◆ **Task statement**: Give only the number of lines in the listing below where the string "that" occurs.

======== Supplied records ========

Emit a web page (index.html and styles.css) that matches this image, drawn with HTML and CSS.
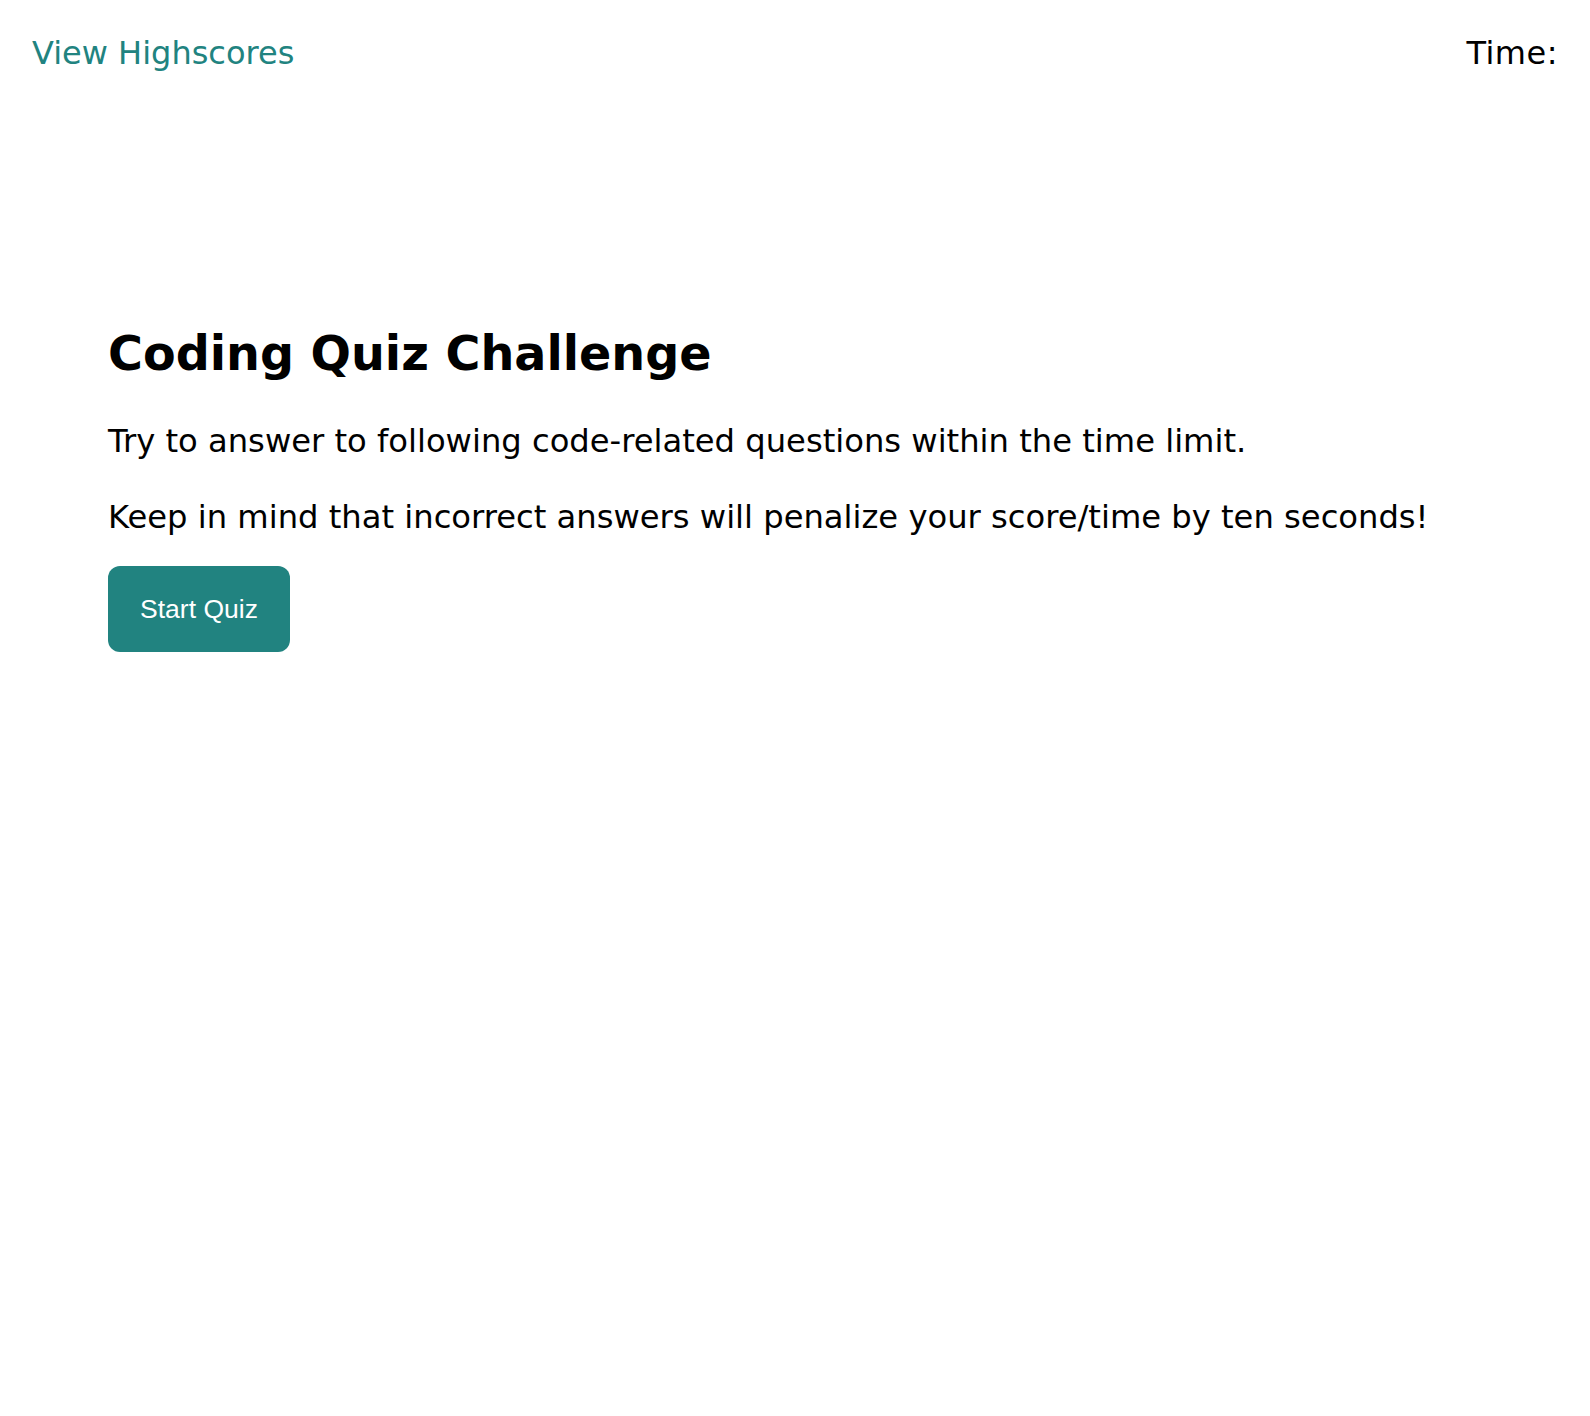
FILE: index.html
```html
<!DOCTYPE html>
<html lang="en">
<head>
<meta charset="utf-8">
<title>Coding Quiz Challenge</title>
<link rel="stylesheet" href="styles.css">
</head>
<body>
<header class="top-bar">
  <a class="highscores-link" href="#">View Highscores</a>
  <div class="timer">Time: <span class="timer-value"></span></div>
</header>
<main class="intro">
  <h1 class="intro-title">Coding Quiz Challenge</h1>
  <p class="intro-text">Try to answer to following code-related questions within the time limit.</p>
  <p class="intro-text">Keep in mind that incorrect answers will penalize your score/time by ten seconds!</p>
  <button class="start-button" type="button">Start Quiz</button>
</main>
</body>
</html>
```
FILE: styles.css
```css
html, body {
  margin: 0;
  padding: 0;
  background: #ffffff;
}
body {
  font-family: "DejaVu Sans", Verdana, sans-serif;
  color: #000000;
}
.top-bar {
  display: flex;
  justify-content: space-between;
  align-items: center;
  padding: 35px 32px 0 32px;
  font-size: 32px;
  line-height: 37px;
}
.highscores-link {
  color: #218380;
  text-decoration: none;
}
.timer {
  color: #000000;
  letter-spacing: 0.5px;
}
.intro {
  padding: 254px 108px 0 108px;
}
.intro-title {
  margin: 0 0 41px 0;
  font-size: 47.6px;
  line-height: 56px;
  font-weight: bold;
}
.intro-text {
  margin: 0 0 39px 0;
  font-size: 32.2px;
  line-height: 37px;
}
.intro-text:last-of-type {
  margin-bottom: 30px;
}
.start-button {
  display: block;
  font-family: "Liberation Sans", Arial, sans-serif;
  font-size: 26.5px;
  color: #ffffff;
  background: #218380;
  border: none;
  border-radius: 12px;
  width: 182px;
  height: 86px;
  padding: 0;
  cursor: pointer;
}
```
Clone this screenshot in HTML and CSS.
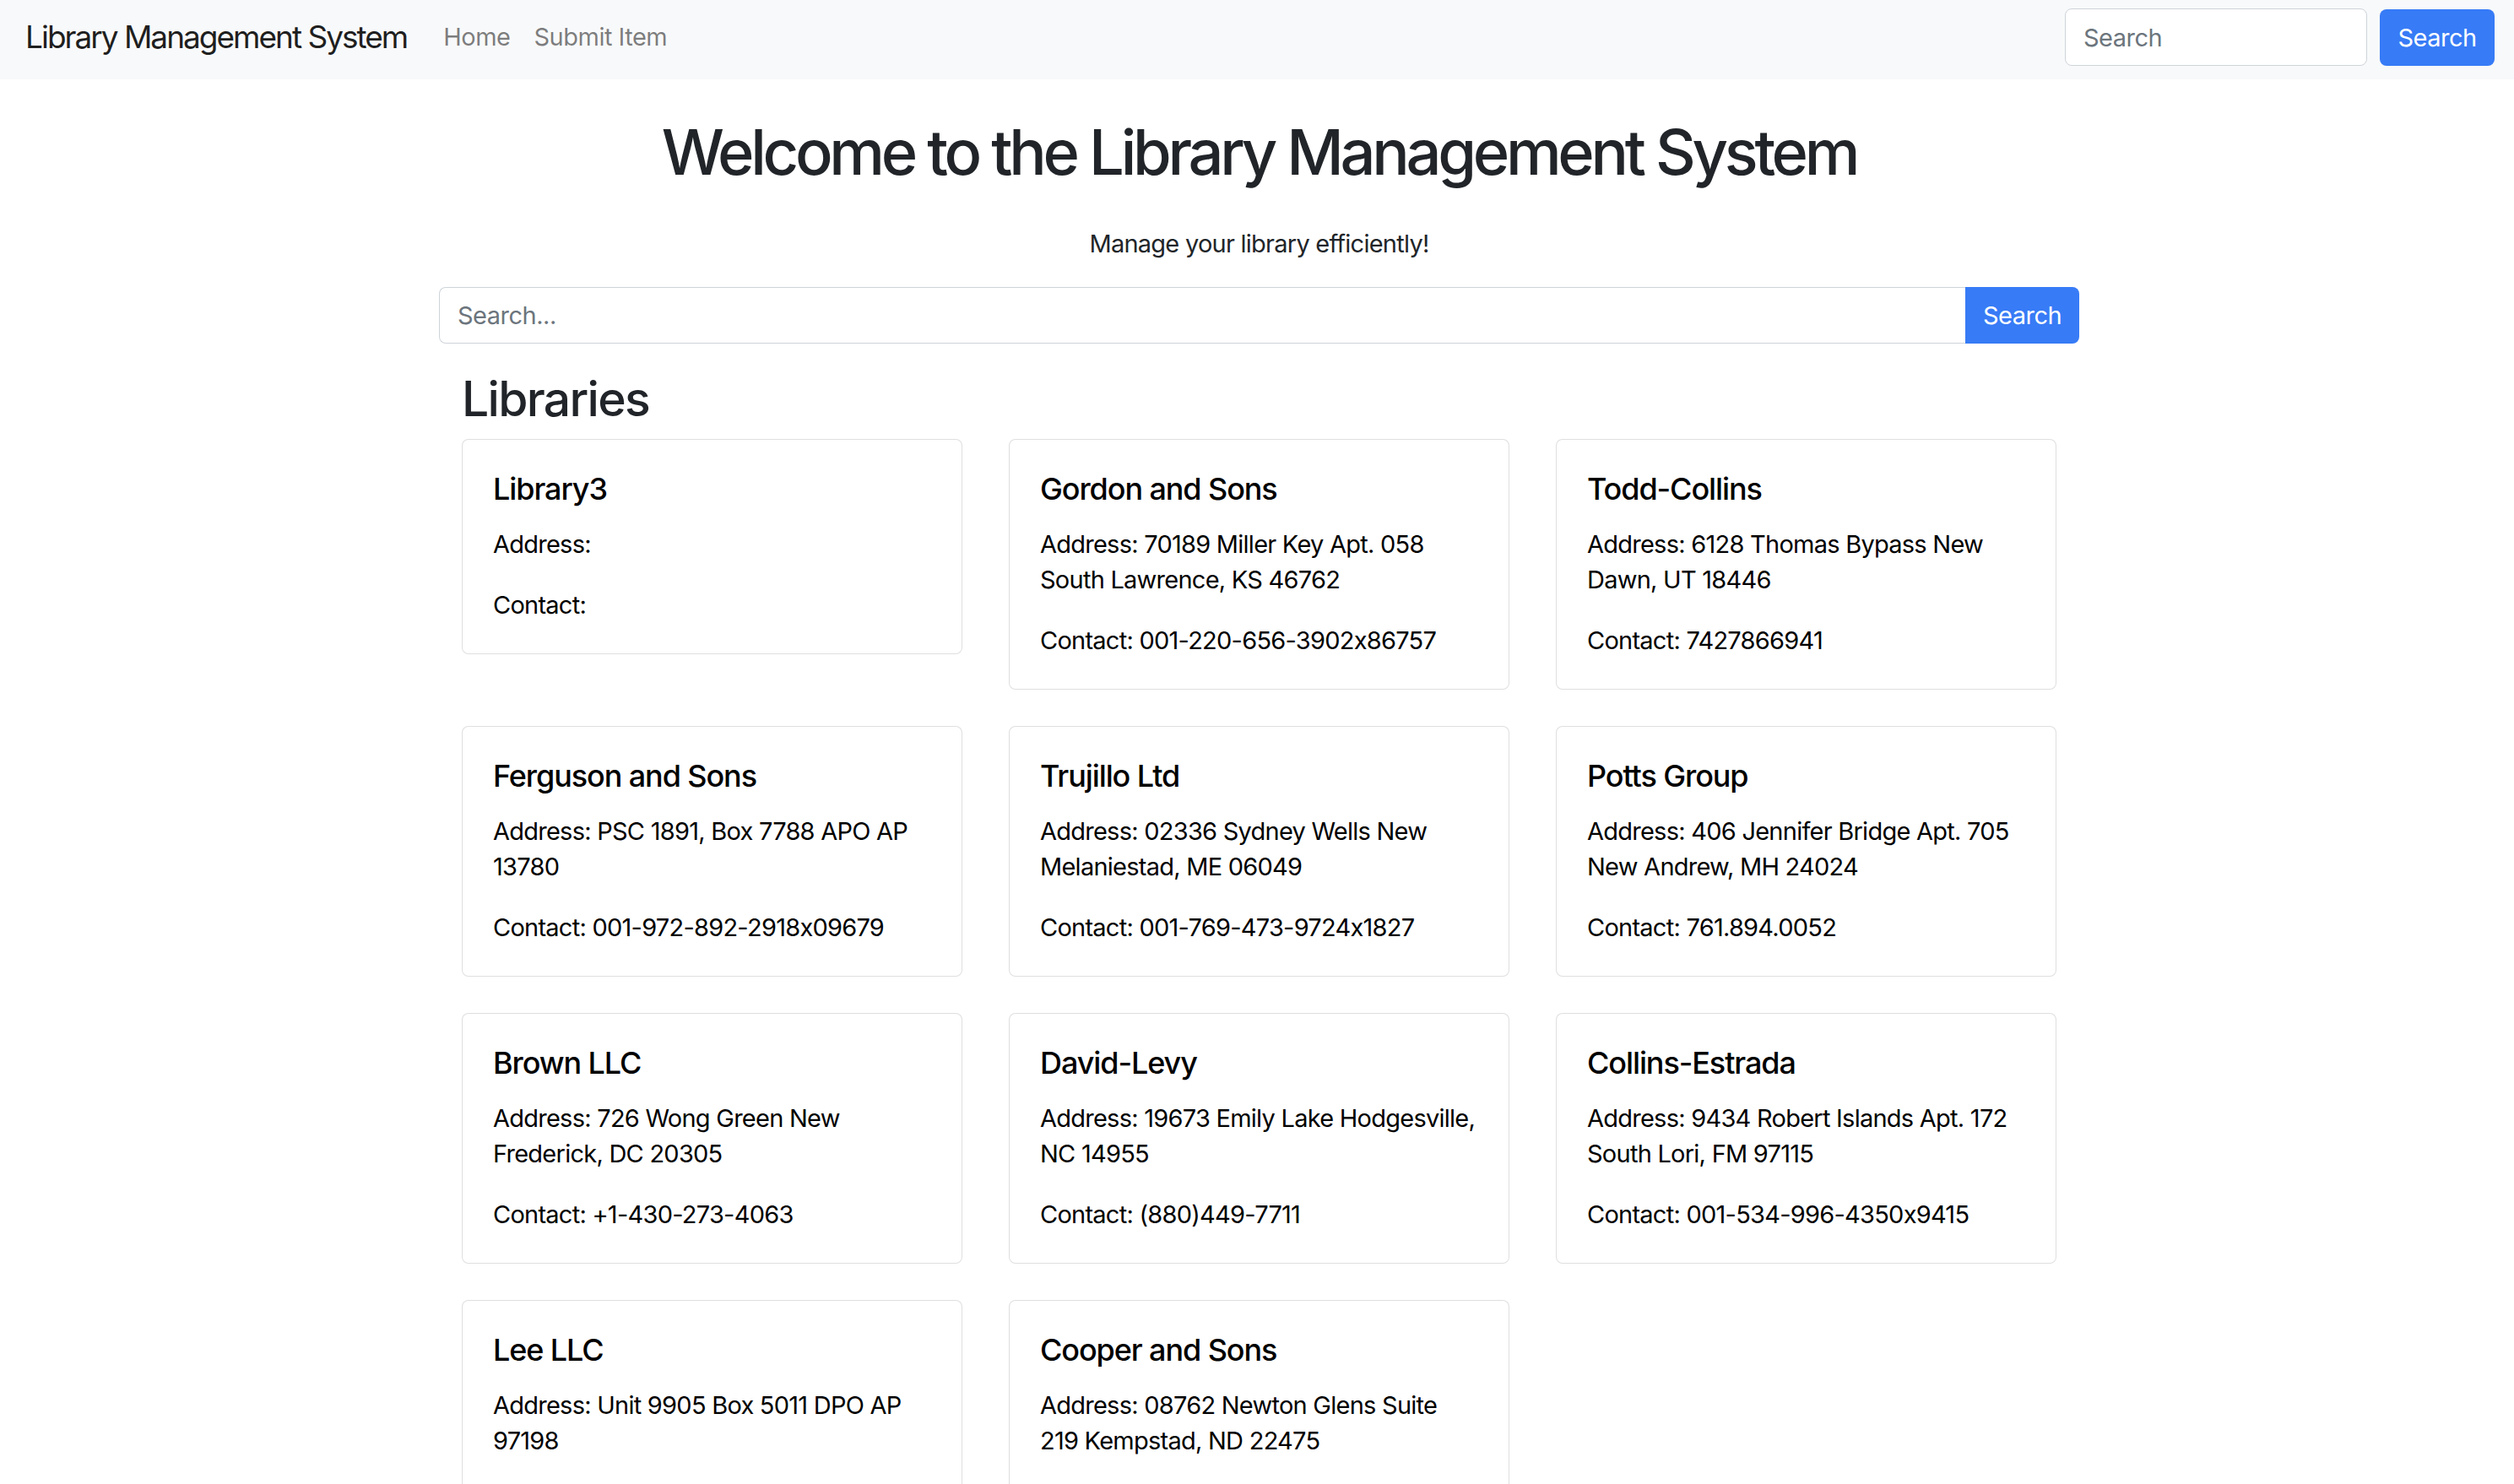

========

◆ **Right answer**: 2